For a time after 1986 it seemed as if the tyranny of the old men would wither away. And it is true that Anatoli Logunov, the rector of Moscow University in 1986 and also chairman of the scientific board of the accelerator laboratory at Serpukhov, is no longer in either job. Nor is Nikolai Basov any longer the director of the then vast Lebedev Institute in Moscow, which had more than 5,500 employees in its heyday.
Not all the signs today are cheerful. Since the tumultuous moment when Boris Yeltsin seized the reins from Gorbachev, Russian science has been in the hands of Boris Saltikov, an upright incorruptible who has done a power of good in the past five years. He is now out. But the academy has just re-elected for a second term its president for the past five years, one Yuri Osipov, whose chief claim on public attention is that he went to the same school as Yeltsin several decades ago. Osipov, in his mid-50s, is not an old man, but he is a true conservative.
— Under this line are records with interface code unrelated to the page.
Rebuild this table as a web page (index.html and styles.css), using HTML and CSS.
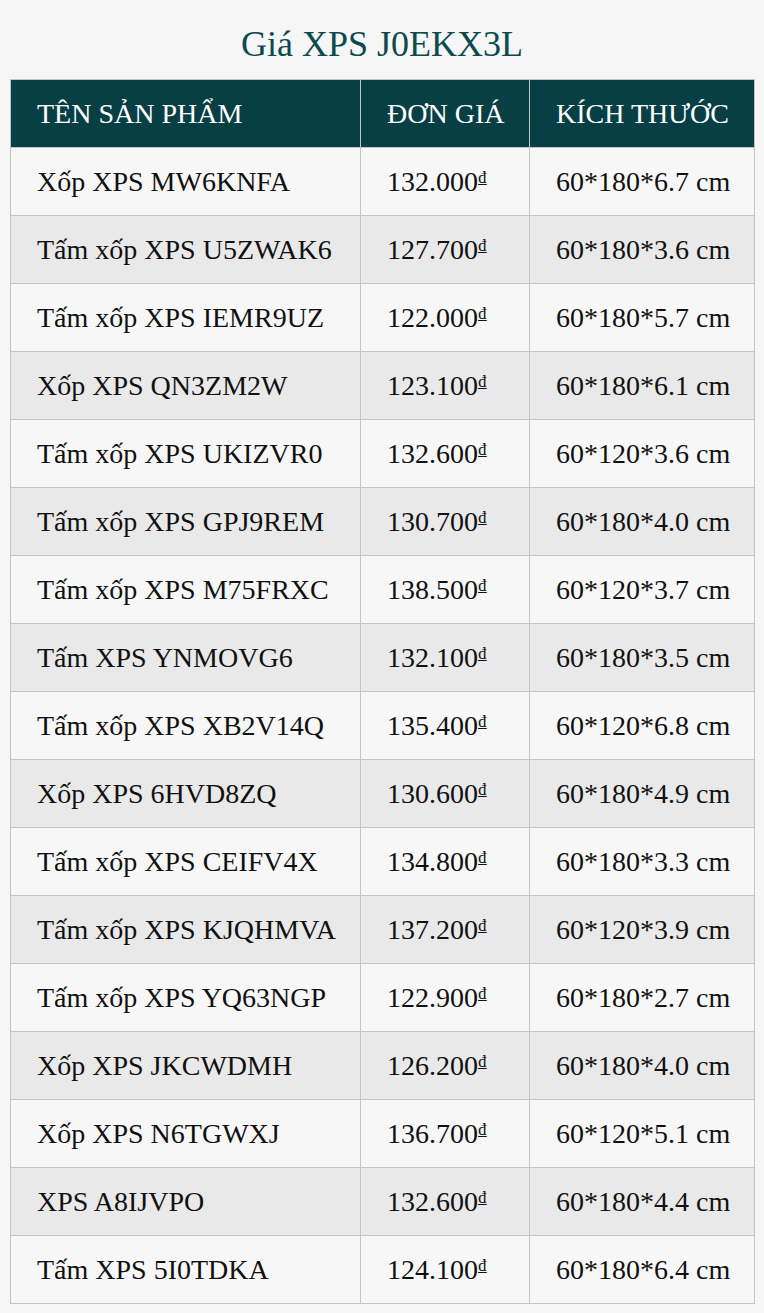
FILE: index.html
```html
<!DOCTYPE html>
<html lang="vi">
<head>
<meta charset="utf-8">
<title>Giá XPS J0EKX3L</title>
<link rel="stylesheet" href="styles.css">
</head>
<body>
<div class="page">
  <h1 class="title">Giá XPS J0EKX3L</h1>
  <table class="price-table">
    <colgroup>
      <col class="c-name">
      <col class="c-price">
      <col class="c-size">
    </colgroup>
    <thead>
      <tr><th>TÊN SẢN PHẨM</th><th>ĐƠN GIÁ</th><th>KÍCH THƯỚC</th></tr>
    </thead>
    <tbody>
      <tr><td>Xốp XPS MW6KNFA</td><td>132.000<span class="cur">₫</span></td><td>60*180*6.7 cm</td></tr>
      <tr><td>Tấm xốp XPS U5ZWAK6</td><td>127.700<span class="cur">₫</span></td><td>60*180*3.6 cm</td></tr>
      <tr><td>Tấm xốp XPS IEMR9UZ</td><td>122.000<span class="cur">₫</span></td><td>60*180*5.7 cm</td></tr>
      <tr><td>Xốp XPS QN3ZM2W</td><td>123.100<span class="cur">₫</span></td><td>60*180*6.1 cm</td></tr>
      <tr><td>Tấm xốp XPS UKIZVR0</td><td>132.600<span class="cur">₫</span></td><td>60*120*3.6 cm</td></tr>
      <tr><td>Tấm xốp XPS GPJ9REM</td><td>130.700<span class="cur">₫</span></td><td>60*180*4.0 cm</td></tr>
      <tr><td>Tấm xốp XPS M75FRXC</td><td>138.500<span class="cur">₫</span></td><td>60*120*3.7 cm</td></tr>
      <tr><td>Tấm XPS YNMOVG6</td><td>132.100<span class="cur">₫</span></td><td>60*180*3.5 cm</td></tr>
      <tr><td>Tấm xốp XPS XB2V14Q</td><td>135.400<span class="cur">₫</span></td><td>60*120*6.8 cm</td></tr>
      <tr><td>Xốp XPS 6HVD8ZQ</td><td>130.600<span class="cur">₫</span></td><td>60*180*4.9 cm</td></tr>
      <tr><td>Tấm xốp XPS CEIFV4X</td><td>134.800<span class="cur">₫</span></td><td>60*180*3.3 cm</td></tr>
      <tr><td>Tấm xốp XPS KJQHMVA</td><td>137.200<span class="cur">₫</span></td><td>60*120*3.9 cm</td></tr>
      <tr><td>Tấm xốp XPS YQ63NGP</td><td>122.900<span class="cur">₫</span></td><td>60*180*2.7 cm</td></tr>
      <tr><td>Xốp XPS JKCWDMH</td><td>126.200<span class="cur">₫</span></td><td>60*180*4.0 cm</td></tr>
      <tr><td>Xốp XPS N6TGWXJ</td><td>136.700<span class="cur">₫</span></td><td>60*120*5.1 cm</td></tr>
      <tr><td>XPS A8IJVPO</td><td>132.600<span class="cur">₫</span></td><td>60*180*4.4 cm</td></tr>
      <tr><td>Tấm XPS 5I0TDKA</td><td>124.100<span class="cur">₫</span></td><td>60*180*6.4 cm</td></tr>
    </tbody>
  </table>
</div>
</body>
</html>
```
FILE: styles.css
```css
html, body {
  margin: 0;
  padding: 0;
  background: #f6f6f6;
}
body {
  font-family: "Liberation Serif", "Times New Roman", serif;
  color: #111;
}
.page {
  padding: 0 10px 10px;
}
.title {
  margin: 0;
  padding-top: 23px;
  height: 79px;
  box-sizing: border-box;
  text-align: center;
  font-weight: normal;
  font-size: 36px;
  line-height: 42px;
  color: #0c4a4f;
}
.price-table {
  width: 744px;
  border-collapse: collapse;
  table-layout: fixed;
  font-size: 28px;
}
.c-name { width: 350px; }
.c-price { width: 169px; }
.c-size { width: 225px; }
.price-table th,
.price-table td {
  border: 1px solid #c4c4c4;
  height: 68px;
  padding: 0 0 0 26px;
  text-align: left;
  vertical-align: middle;
  box-sizing: border-box;
  white-space: nowrap;
}
.price-table th {
  background: #073f45;
  color: #fff;
  font-weight: normal;
}
.price-table tbody tr:nth-child(odd) td { background: #f7f7f7; }
.price-table tbody tr:nth-child(even) td { background: #e9e9e9; }
.cur {
  font-size: 0.6em;
  vertical-align: 0.45em;
}
```
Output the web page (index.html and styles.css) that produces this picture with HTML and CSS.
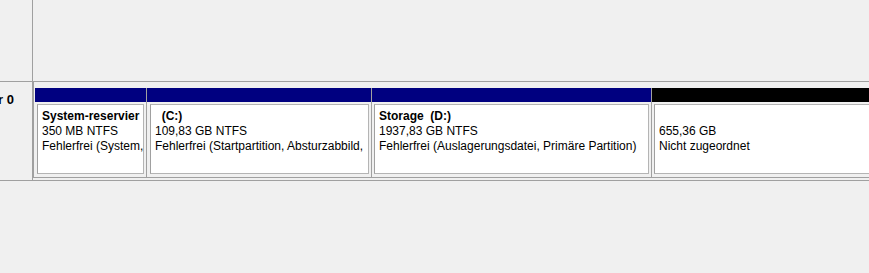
FILE: index.html
```html
<!DOCTYPE html>
<html lang="de">
<head>
  <meta charset="UTF-8" />
  <title>Datenträgerverwaltung</title>
  <link rel="stylesheet" href="styles.css">
</head>
<body>

  <div class="disk disk-prev">
    <div class="disk-label"></div>
    <div class="disk-rest"></div>
  </div>

  <div class="disk">
    <div class="disk-label"><span>Datenträger 0</span></div>
    <div class="parts">
      <div class="part part-sys">
        <div class="bar"></div>
        <div class="body">
          <div class="box">
            <div class="name">System-reservier</div>
            <div>350 MB NTFS</div>
            <div>Fehlerfrei (System,</div>
          </div>
        </div>
      </div>
      <div class="part part-c">
        <div class="bar"></div>
        <div class="body">
          <div class="box">
            <div class="name">  (C:)</div>
            <div>109,83 GB NTFS</div>
            <div>Fehlerfrei (Startpartition, Absturzabbild,</div>
          </div>
        </div>
      </div>
      <div class="part part-d">
        <div class="bar"></div>
        <div class="body">
          <div class="box">
            <div class="name">Storage  (D:)</div>
            <div>1937,83 GB NTFS</div>
            <div>Fehlerfrei (Auslagerungsdatei, Primäre Partition)</div>
          </div>
        </div>
      </div>
      <div class="part part-free">
        <div class="bar"></div>
        <div class="body">
          <div class="box">
            <div class="name"> </div>
            <div>655,36 GB</div>
            <div>Nicht zugeordnet</div>
          </div>
        </div>
      </div>
    </div>
  </div>

</body>
</html>
```

FILE: styles.css
```css
* {
  box-sizing: border-box;
  margin: 0;
  padding: 0;
}

body {
  font-family: "Liberation Sans", Arial, sans-serif;
  font-size: 12px;
  color: #000;
  background: #f0f0f0;
  width: 869px;
  height: 273px;
  overflow: hidden;
}

/* one row per disk */
.disk {
  display: flex;
  height: 99px;
  border-bottom: 1px solid #a0a0a0;
}

.disk-prev {
  height: 82px;
}

.disk-label {
  width: 33px;
  flex: none;
  border-right: 1px solid #a0a0a0;
  display: flex;
  justify-content: flex-end;
  overflow: hidden;
  white-space: nowrap;
  padding: 10px 18px 0 0;
  font-weight: bold;
  font-size: 13px;
}

.disk-label span {
  flex: none;
}

.disk-rest {
  flex: 1;
}

/* partition strip */
.parts {
  flex: 1;
  display: flex;
  height: 96px;
  border-left: 1px solid #a0a0a0;
  border-bottom: 1px solid #a0a0a0;
  padding: 6px 0 0 1px;
  overflow: hidden;
}

.part {
  flex: none;
  display: flex;
  flex-direction: column;
  border-right: 1px solid #a0a0a0;
}

.part-sys { width: 112px; }
.part-c { width: 225px; }
.part-d { width: 280px; }
.part-free { width: 240px; border-right: none; }

.bar {
  height: 14px;
  background: #000080;
}

.part-free .bar {
  background: #000;
}

.body {
  flex: 1;
  padding: 2px 2px 3px 2px;
}

.part-c .body {
  padding-left: 3px;
}

.box {
  height: 70px;
  background: #fff;
  border: 1px solid #b4b4b4;
  border-left-color: #a0a0a0;
  padding: 4px 3px 0 4px;
  line-height: 15px;
  white-space: nowrap;
  overflow: hidden;
}

.name {
  font-weight: bold;
  white-space: pre;
}
```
He told me, three years ago, that his priority in office was to preserve the academy.
Why should the Wellcome Trust bother to help save Russian science? George Soros has just spent $100m plus on doing that, with no clear result. The present crisis arises because the government has stopped paying people's salaries; they have to moonlight. But what Russia still has going for it is a steady trickle (no longer a flood) of bright young people from the competent secondary schools.
The issue not tackled at last month's meeting is whether the objective should be to keep that trickle going, or to make orthodox research grants to the people known in the west to be outstanding scientists. My own opinion is that it is the infrastructure that needs what sticking-plaster there may be to spare.